# I want PT to be my first App



## Underdog (Mar 9, 2013)

Ok, so I just got the new iphone and have no clue how to work it.
I did go by AT$T and they helped me get an Apple ID.
Is PT even available at the App store?
When I go to PT I can't navigate for beans.
The stupid phone fills the monitor with useless information and I don't know what to press.
There's no place to type anything in.
Here is as far as I've gotten:


----------



## benthepainter (Jun 17, 2011)

G'day UD

It's strange I went search for Paint Talk in the AppStore and no results


----------



## journeymanPainter (Feb 26, 2014)

There is a paint talk app (at least for android) but I mainly use the tapatalk app.


----------



## Underdog (Mar 9, 2013)

I can't even find how to search.


----------



## Schmidt & Co. (Nov 6, 2008)

benthepainter said:


> G'day UD
> 
> It's strange I went search for Paint Talk in the AppStore and no results


Same here. Can't find the app


----------



## benthepainter (Jun 17, 2011)

Schmidt & Co. said:


> Same here. Can't find the app


Gday Paul I'm sure it's removed ?

I have the newer one on my iPhone but on my iPad I have this old one and I'm not deleting it as its awsome

If they have I wonder why the app is removed ?


----------



## benthepainter (Jun 17, 2011)

That's what comes up on the search


----------



## Admin (Jan 4, 2010)

At the moment, for the iPhone, you have two options.

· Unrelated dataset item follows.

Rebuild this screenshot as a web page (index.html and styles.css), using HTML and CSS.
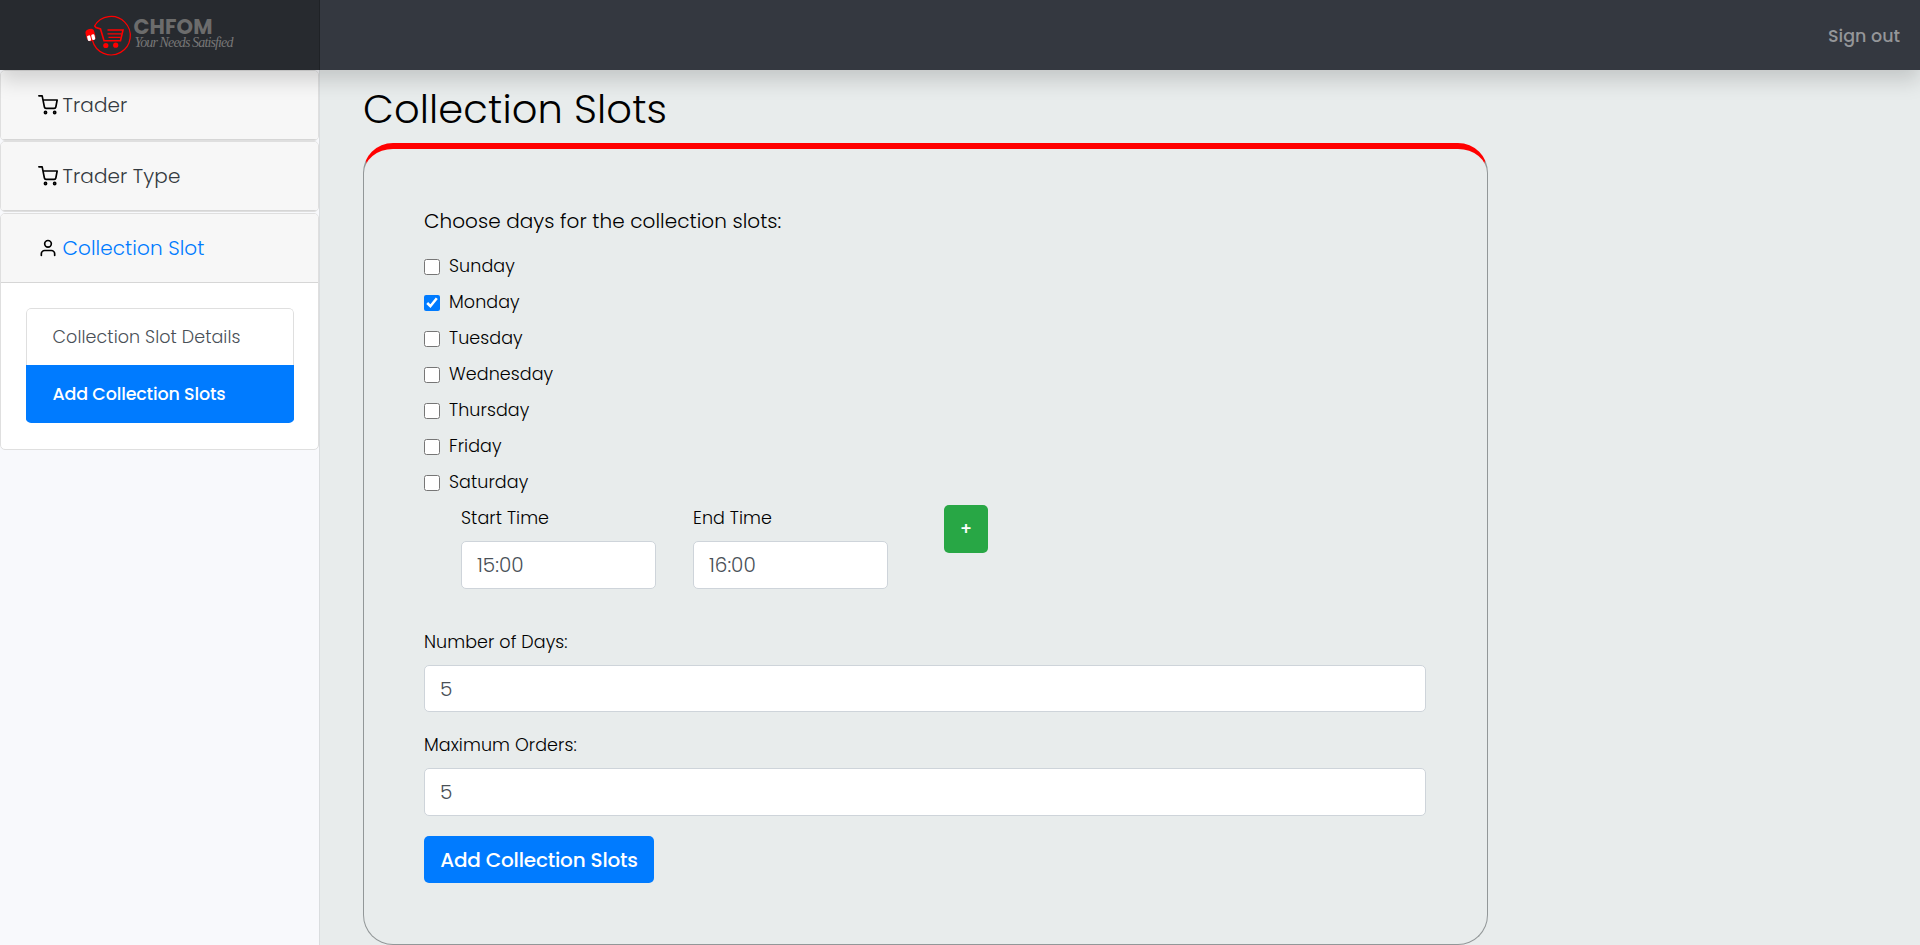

Use the browser on your phone to go directly to PaintTalk.com. It will automatically provide you with a mobile view of the site. http://www.painttalk.com/f50/using-smartphone-viewer-33217/

Or, download Tapatalk and add PaintTalk there.


----------



## DeanV (Apr 18, 2007)

I use the tapatalk one a lot. It works well. I was already used to talkatap, so I did not really try transitioning much to the mobile website.


----------